Dr. Schoolcraft, an internationally recognized expert in reproductive medicine whose Colorado Center for Reproductive Medicine (CCRM) was able to allow the Nash's embryos to live longer outside the womb so they were more likely to survive, agrees with the Nashes that the book and movie have spurred an important discussion of the bioethics around PGD.
"These issues are ethically challenging," Dr. Schoolcraft acknowledges. "I think it is wrong, however, to slap the label of designer baby on these kids and dismiss this work as the province of couples who want to create babies to glorify their egos. The Nash's situation, and many that have come since Adam was born eight years ago, show that this science can save lives and lead to loving families."
Lisa Nash commented, "Today when I hear the designer baby label, I laugh. Adam was designed to save his sister's life, but that's where it ended. Professional sports teams will have to look elsewhere. He's our special boy, but he's just a kid."
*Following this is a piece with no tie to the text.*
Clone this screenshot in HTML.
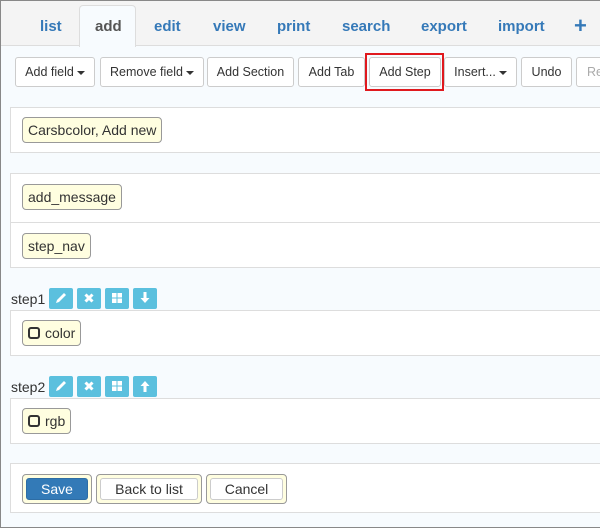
<!DOCTYPE html>
<html><head><style>
*{box-sizing:border-box;margin:0;padding:0}
body{width:600px;height:528px;overflow:hidden;font-family:"Liberation Sans",Arial,sans-serif;background:#fff}
.frame{position:absolute;left:0;top:0;width:620px;height:528px;border:1px solid #888;background:#f7fbfe}
.tabbar{position:absolute;left:1px;top:1px;width:620px;height:45px;background:#f4f4f4;border-bottom:1px solid #ddd}
.tab{position:absolute;top:18px;font-weight:bold;font-size:15px;color:#3579b8}
.active{position:absolute;left:79px;top:5px;width:57px;height:42px;background:#f7fbfe;border:1px solid #ddd;border-bottom:none;border-radius:4px 4px 0 0}
.btn{position:absolute;top:57px;height:30px;border:1px solid #ccc;border-radius:3px;background:#fff;font-size:12.5px;color:#333;text-align:center;line-height:28px}
.car{display:inline-block;border-left:4px solid transparent;border-right:4px solid transparent;border-top:4px solid #333;vertical-align:middle;margin-left:3px}
.panel{position:absolute;left:10px;width:600px;background:#fff;border:1px solid #ddd}
.chip{position:absolute;left:22px;height:26px;border:1px solid #999;border-radius:4px;background:#fffee0;font-size:14px;color:#333;line-height:24px;padding:0 5px}
.sq{display:inline-block;width:12px;height:12px;border:2.5px solid #333;border-radius:3px;vertical-align:-1px;margin-right:5px}
.lbl{position:absolute;left:11px;font-size:14px;color:#333}
.ib{position:absolute;width:24px;height:21px;background:#5bc0de;border-radius:2px}
.ib svg{position:absolute;left:5px;top:3px}
.wrap{position:absolute;top:474px;height:30px;border:1px solid #999;border-radius:4px;background:#fffee0;padding:3px}
.wrap div{height:22px;border:1px solid #ccc;border-radius:3px;background:#fff;font-size:14px;color:#333;line-height:20px;text-align:center}
</style></head><body>
<div class="frame"></div>
<div class="tabbar"></div>
<div class="active"></div>
<span class="tab" style="left:40px">list</span>
<span class="tab" style="left:95px;color:#555">add</span>
<span class="tab" style="left:154px">edit</span>
<span class="tab" style="left:213px">view</span>
<span class="tab" style="left:277px">print</span>
<span class="tab" style="left:342px">search</span>
<span class="tab" style="left:421px">export</span>
<span class="tab" style="left:498px">import</span>
<span class="tab" style="left:574px;top:13px;font-size:22px">+</span>
<div class="btn" style="left:15px;width:80px">Add field<span class="car"></span></div>
<div class="btn" style="left:100px;width:104px">Remove field<span class="car"></span></div>
<div class="btn" style="left:207px;width:87px">Add Section</div>
<div class="btn" style="left:298px;width:67px">Add Tab</div>
<div style="position:absolute;left:365px;top:53px;width:79px;height:38px;border:2px solid #e0191e"></div>
<div class="btn" style="left:369px;width:72px">Add Step</div>
<div class="btn" style="left:444px;width:73px">Insert...<span class="car"></span></div>
<div class="btn" style="left:521px;width:51px">Undo</div>
<div class="btn" style="left:576px;width:40px;color:#aaa;text-align:left;padding-left:10px">Re</div>
<div class="panel" style="top:107px;height:46px"></div>
<div class="chip" style="top:117px">Carsbcolor, Add new</div>
<div class="panel" style="top:173px;height:95px"></div>
<div style="position:absolute;left:11px;top:222px;width:600px;height:1px;background:#ddd"></div>
<div class="chip" style="top:184px">add_message</div>
<div class="chip" style="top:233px">step_nav</div>

<div class="lbl" style="top:291px">step1</div>
<div class="ib" style="left:49px;top:288px"><svg width="14" height="14" viewBox="0 0 14 14"><path d="M2 12 L3 9 L10 2 L12 4 L5 11 Z" fill="#fff"/></svg></div>
<div class="ib" style="left:77px;top:288px"><svg width="14" height="14" viewBox="0 0 14 14"><path d="M3.5 3.5 L10.5 10.5 M10.5 3.5 L3.5 10.5" stroke="#fff" stroke-width="3"/></svg></div>
<div class="ib" style="left:105px;top:288px"><svg width="14" height="14" viewBox="0 0 14 14"><path d="M2 2h4.5v4.5H2zM7.5 2H12v4.5H7.5zM2 7.5h4.5V12H2zM7.5 7.5H12V12H7.5z" fill="#fff"/></svg></div>
<div class="ib" style="left:133px;top:288px"><svg width="14" height="14" viewBox="0 0 14 14"><path d="M5.5 1h3v6h3L7 12 2.5 7h3z" fill="#fff"/></svg></div>
<div class="panel" style="top:310px;height:46px"></div>
<div class="chip" style="top:320px"><span class="sq"></span>color</div>

<div class="lbl" style="top:379px">step2</div>
<div class="ib" style="left:49px;top:376px"><svg width="14" height="14" viewBox="0 0 14 14"><path d="M2 12 L3 9 L10 2 L12 4 L5 11 Z" fill="#fff"/></svg></div>
<div class="ib" style="left:77px;top:376px"><svg width="14" height="14" viewBox="0 0 14 14"><path d="M3.5 3.5 L10.5 10.5 M10.5 3.5 L3.5 10.5" stroke="#fff" stroke-width="3"/></svg></div>
<div class="ib" style="left:105px;top:376px"><svg width="14" height="14" viewBox="0 0 14 14"><path d="M2 2h4.5v4.5H2zM7.5 2H12v4.5H7.5zM2 7.5h4.5V12H2zM7.5 7.5H12V12H7.5z" fill="#fff"/></svg></div>
<div class="ib" style="left:133px;top:376px"><svg width="14" height="14" viewBox="0 0 14 14"><path d="M5.5 13h3V7h3L7 2 2.5 7h3z" fill="#fff"/></svg></div>
<div class="panel" style="top:398px;height:46px"></div>
<div class="chip" style="top:408px"><span class="sq"></span>rgb</div>

<div class="panel" style="top:463px;height:50px"></div>
<div class="wrap" style="left:22px;width:70px"><div style="background:#337ab7;border-color:#2e6da4;color:#fff">Save</div></div>
<div class="wrap" style="left:96px;width:106px"><div>Back to list</div></div>
<div class="wrap" style="left:206px;width:81px"><div>Cancel</div></div>
</body></html>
Lisa is emphatic about the parameters the couple set when working with Dr. Schoolcraft. "We decided Adam's cord blood would be used to attempt to save Molly's life, but that would be it. He would not be used for his blood, marrow or organs after he was born."
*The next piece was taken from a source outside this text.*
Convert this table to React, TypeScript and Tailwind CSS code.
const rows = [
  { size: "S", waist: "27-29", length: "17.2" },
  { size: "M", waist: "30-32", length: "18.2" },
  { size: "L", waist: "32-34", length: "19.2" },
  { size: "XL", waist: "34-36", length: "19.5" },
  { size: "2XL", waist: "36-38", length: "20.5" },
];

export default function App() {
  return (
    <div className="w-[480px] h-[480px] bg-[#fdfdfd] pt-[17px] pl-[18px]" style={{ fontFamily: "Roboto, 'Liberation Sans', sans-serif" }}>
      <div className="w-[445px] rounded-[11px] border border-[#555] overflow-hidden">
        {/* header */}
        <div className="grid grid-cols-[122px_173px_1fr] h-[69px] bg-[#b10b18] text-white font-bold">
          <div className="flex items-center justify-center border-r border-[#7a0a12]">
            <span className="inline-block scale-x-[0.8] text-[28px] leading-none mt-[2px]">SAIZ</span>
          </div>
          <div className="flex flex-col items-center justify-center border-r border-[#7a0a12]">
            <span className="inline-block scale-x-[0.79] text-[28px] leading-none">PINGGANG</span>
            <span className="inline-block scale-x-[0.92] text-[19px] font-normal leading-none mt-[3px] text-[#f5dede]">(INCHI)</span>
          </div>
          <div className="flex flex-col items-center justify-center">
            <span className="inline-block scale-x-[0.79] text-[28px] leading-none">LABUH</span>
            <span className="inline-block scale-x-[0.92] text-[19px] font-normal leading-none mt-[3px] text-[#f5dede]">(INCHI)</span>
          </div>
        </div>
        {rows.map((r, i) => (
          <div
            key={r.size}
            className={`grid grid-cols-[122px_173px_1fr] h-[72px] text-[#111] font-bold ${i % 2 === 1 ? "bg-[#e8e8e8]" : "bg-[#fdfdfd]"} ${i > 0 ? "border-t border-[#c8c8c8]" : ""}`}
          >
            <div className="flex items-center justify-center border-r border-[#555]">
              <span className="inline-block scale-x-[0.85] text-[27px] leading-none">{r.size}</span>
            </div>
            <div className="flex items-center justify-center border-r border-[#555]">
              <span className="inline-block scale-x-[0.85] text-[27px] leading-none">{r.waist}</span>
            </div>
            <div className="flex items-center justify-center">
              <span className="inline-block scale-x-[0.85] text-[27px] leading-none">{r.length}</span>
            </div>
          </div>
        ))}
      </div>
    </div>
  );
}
Today all the Nash children are thriving. Adam's cord blood succeeded in curing Molly's leukemia. While she still lives with health issues like diabetes, and understands the potential for many types of cancers, Molly is in most ways a typical 14-year-old who loves text messaging her friends and performing in the theater. "Molly lets me do the worrying. She knows what happened with her was a miracle, but she's now focused on being a teenager," her mom said.